*PROBLEM STATEMENT*. Repeat everything from the first line of the listing below through the line that contains "type Market = 'Amazon' | 'Etsy' | 'WB'", exactly. Leave out pictures.

*DATASET CONTENT*.
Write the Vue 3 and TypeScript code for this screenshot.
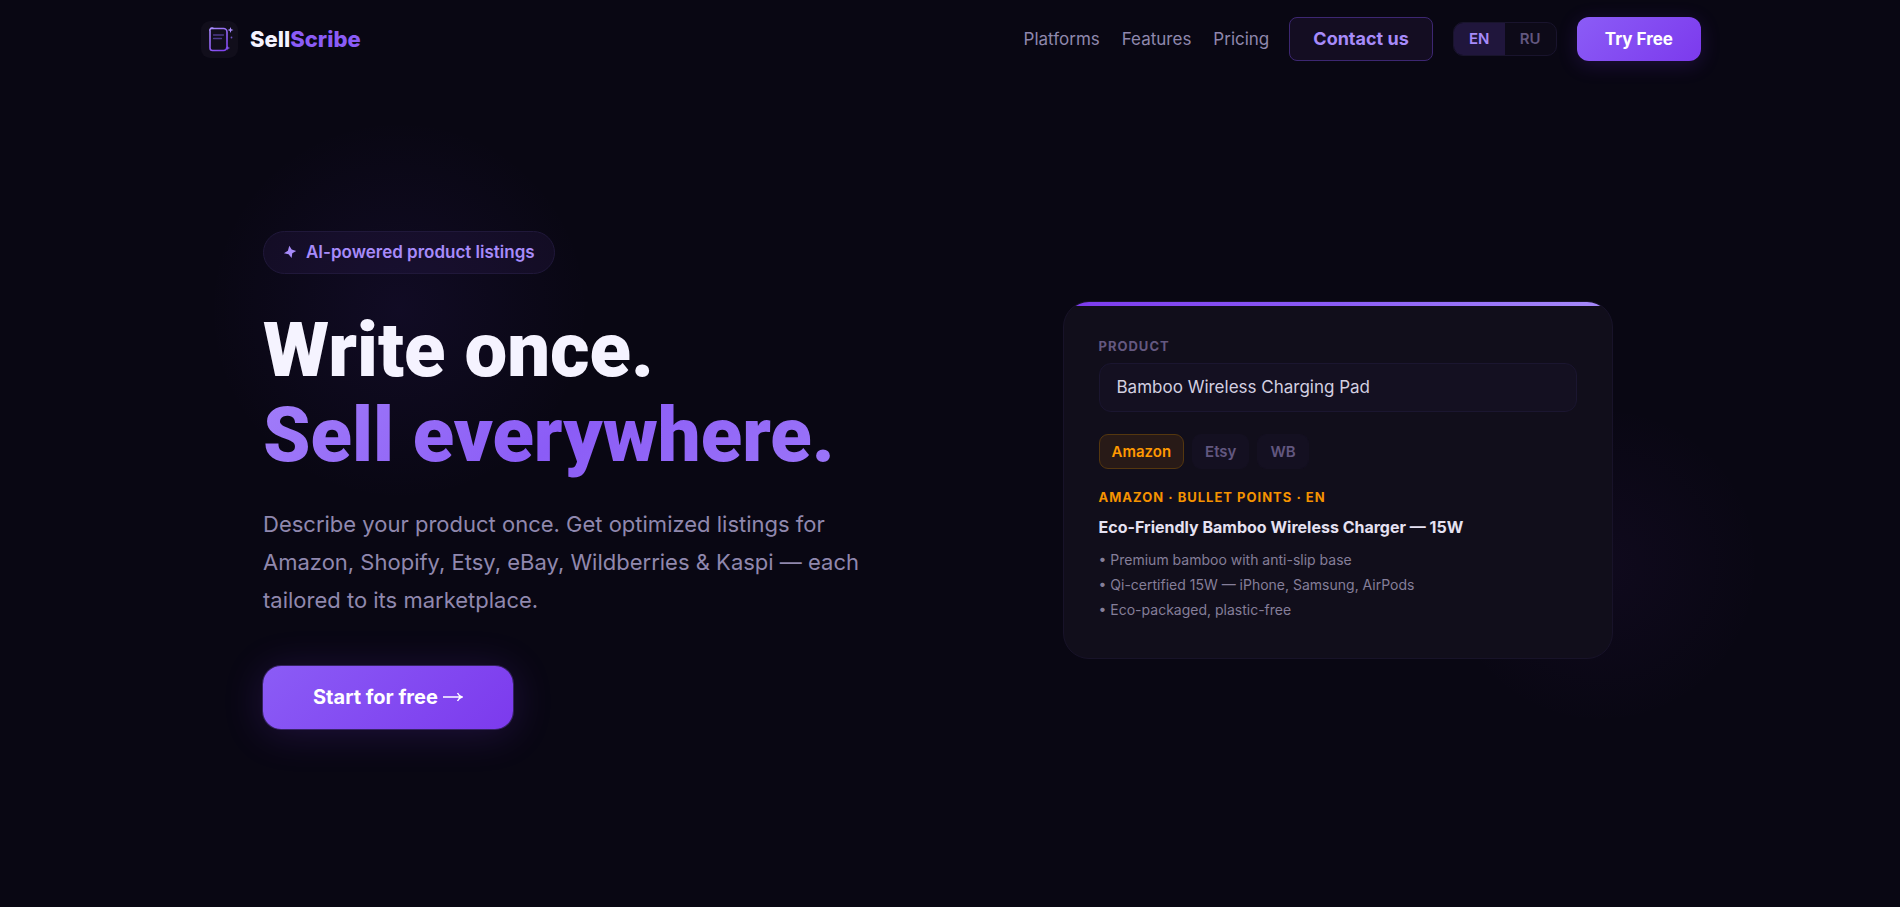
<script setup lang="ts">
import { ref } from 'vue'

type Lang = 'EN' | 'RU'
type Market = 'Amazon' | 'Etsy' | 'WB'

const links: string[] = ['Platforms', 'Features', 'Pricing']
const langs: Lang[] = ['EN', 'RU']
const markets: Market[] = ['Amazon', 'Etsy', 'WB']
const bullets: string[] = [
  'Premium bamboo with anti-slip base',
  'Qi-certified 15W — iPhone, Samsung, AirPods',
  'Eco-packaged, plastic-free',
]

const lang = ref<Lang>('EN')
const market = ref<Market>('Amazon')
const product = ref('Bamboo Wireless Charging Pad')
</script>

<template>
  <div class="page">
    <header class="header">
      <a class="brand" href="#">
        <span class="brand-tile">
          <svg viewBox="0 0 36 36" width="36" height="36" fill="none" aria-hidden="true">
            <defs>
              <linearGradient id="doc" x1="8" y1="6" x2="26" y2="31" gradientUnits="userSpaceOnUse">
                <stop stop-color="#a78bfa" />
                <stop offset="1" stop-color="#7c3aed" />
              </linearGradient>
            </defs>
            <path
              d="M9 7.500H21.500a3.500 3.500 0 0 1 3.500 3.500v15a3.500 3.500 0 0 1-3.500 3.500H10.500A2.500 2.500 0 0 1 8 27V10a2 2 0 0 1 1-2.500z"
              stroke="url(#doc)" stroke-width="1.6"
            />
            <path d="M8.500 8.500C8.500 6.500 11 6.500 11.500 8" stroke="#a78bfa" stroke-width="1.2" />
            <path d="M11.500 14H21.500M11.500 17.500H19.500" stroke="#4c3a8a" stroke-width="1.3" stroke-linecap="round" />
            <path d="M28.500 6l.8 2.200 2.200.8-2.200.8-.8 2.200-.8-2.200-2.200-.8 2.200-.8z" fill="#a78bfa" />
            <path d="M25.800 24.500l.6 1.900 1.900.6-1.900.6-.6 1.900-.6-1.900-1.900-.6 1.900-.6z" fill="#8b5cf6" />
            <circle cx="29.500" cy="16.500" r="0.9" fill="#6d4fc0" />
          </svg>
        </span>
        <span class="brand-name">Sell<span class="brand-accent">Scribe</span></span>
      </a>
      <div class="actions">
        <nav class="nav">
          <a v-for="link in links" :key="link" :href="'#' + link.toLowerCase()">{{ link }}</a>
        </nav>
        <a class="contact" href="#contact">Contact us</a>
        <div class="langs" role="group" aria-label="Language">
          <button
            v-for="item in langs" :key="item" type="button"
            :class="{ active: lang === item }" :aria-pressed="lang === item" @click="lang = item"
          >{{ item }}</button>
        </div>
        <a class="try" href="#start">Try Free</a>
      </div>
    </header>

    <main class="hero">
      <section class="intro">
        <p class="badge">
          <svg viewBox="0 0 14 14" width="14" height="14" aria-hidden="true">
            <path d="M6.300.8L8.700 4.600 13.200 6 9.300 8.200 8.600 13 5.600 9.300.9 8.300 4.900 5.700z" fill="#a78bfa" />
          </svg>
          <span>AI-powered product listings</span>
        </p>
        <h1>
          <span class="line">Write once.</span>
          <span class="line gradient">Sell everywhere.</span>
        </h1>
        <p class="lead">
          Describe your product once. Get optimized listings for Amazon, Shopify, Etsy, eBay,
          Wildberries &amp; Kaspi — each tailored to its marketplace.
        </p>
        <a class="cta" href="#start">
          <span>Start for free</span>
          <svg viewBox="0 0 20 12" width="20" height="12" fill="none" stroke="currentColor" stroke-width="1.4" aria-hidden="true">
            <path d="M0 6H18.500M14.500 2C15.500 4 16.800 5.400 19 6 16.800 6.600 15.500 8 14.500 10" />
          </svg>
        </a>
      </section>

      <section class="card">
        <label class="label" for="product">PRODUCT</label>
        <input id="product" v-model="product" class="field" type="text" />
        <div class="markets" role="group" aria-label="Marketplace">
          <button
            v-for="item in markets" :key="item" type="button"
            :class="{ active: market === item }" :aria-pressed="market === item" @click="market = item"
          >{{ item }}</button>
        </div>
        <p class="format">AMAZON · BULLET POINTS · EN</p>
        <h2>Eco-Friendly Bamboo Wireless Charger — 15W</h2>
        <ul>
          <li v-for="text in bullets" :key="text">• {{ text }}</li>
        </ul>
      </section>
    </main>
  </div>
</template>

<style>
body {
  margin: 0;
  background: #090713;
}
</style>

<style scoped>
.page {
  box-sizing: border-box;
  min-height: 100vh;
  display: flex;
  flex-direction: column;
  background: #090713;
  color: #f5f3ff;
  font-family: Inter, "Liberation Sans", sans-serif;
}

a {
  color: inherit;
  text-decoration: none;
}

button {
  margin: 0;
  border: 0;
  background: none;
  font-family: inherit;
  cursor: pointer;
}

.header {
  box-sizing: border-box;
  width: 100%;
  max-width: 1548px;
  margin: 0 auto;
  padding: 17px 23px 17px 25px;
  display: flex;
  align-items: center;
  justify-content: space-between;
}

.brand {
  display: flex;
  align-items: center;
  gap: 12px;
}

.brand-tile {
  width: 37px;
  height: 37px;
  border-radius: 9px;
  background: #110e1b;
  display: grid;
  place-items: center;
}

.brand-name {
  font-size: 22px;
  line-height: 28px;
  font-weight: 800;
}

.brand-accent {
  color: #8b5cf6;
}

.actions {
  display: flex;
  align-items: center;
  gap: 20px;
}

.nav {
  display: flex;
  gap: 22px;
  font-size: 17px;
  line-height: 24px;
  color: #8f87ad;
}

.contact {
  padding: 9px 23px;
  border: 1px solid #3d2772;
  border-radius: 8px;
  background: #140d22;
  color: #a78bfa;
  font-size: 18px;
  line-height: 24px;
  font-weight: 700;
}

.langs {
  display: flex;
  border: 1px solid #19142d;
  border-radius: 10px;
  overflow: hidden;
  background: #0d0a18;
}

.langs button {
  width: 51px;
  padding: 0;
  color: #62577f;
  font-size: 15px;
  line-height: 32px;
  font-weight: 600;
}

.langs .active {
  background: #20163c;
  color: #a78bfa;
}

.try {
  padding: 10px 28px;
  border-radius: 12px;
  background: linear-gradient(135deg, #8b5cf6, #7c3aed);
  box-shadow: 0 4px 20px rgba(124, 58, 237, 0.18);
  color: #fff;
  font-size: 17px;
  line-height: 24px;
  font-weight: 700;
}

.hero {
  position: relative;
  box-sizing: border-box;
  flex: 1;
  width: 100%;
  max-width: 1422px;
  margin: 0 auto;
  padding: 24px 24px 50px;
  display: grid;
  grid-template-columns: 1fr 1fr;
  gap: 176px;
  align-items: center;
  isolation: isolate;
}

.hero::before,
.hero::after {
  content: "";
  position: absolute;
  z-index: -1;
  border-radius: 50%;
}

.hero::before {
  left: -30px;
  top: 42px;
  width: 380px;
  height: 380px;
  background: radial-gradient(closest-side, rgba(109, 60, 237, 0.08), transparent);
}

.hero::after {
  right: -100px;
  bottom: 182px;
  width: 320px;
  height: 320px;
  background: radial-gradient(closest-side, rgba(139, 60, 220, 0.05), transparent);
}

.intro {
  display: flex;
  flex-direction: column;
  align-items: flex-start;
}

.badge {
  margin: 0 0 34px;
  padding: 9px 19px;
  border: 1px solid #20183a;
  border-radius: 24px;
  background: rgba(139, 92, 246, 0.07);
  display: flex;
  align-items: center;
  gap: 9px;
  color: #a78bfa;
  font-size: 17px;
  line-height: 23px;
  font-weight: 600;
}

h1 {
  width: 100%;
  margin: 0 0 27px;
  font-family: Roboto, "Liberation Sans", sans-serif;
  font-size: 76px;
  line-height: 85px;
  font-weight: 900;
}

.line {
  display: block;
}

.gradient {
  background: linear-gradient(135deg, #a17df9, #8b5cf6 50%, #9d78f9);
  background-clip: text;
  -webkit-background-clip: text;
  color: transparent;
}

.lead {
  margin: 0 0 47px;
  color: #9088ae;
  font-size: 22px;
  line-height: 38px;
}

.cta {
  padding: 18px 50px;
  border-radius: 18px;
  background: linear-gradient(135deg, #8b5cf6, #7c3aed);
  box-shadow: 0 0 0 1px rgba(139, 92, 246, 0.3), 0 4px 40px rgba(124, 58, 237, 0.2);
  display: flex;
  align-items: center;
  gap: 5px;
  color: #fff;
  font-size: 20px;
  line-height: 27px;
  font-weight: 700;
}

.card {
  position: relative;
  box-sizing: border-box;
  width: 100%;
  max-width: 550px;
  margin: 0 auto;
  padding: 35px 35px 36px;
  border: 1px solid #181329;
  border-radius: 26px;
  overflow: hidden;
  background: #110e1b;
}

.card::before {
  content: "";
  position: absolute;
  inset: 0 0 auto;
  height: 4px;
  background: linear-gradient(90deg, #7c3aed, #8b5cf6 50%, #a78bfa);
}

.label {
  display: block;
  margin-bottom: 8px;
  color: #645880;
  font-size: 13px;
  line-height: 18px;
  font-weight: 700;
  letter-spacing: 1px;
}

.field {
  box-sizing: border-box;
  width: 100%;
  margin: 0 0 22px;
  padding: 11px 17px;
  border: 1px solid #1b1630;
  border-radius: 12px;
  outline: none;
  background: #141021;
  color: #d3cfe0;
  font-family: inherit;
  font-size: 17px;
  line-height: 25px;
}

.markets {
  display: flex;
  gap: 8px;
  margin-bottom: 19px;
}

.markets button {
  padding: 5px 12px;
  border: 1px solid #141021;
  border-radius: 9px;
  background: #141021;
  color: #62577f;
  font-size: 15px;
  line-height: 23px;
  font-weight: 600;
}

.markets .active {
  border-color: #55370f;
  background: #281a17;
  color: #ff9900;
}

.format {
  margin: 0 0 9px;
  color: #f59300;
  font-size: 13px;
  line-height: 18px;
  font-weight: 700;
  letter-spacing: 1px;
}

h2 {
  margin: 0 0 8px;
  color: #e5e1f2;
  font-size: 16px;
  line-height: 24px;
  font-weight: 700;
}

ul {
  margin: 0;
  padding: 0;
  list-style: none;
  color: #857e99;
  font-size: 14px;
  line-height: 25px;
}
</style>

*SOLUTION FOR THIS PROBLEM*.
Write the Vue 3 and TypeScript code for this screenshot.
<script setup lang="ts">
import { ref } from 'vue'

type Lang = 'EN' | 'RU'
type Market = 'Amazon' | 'Etsy' | 'WB'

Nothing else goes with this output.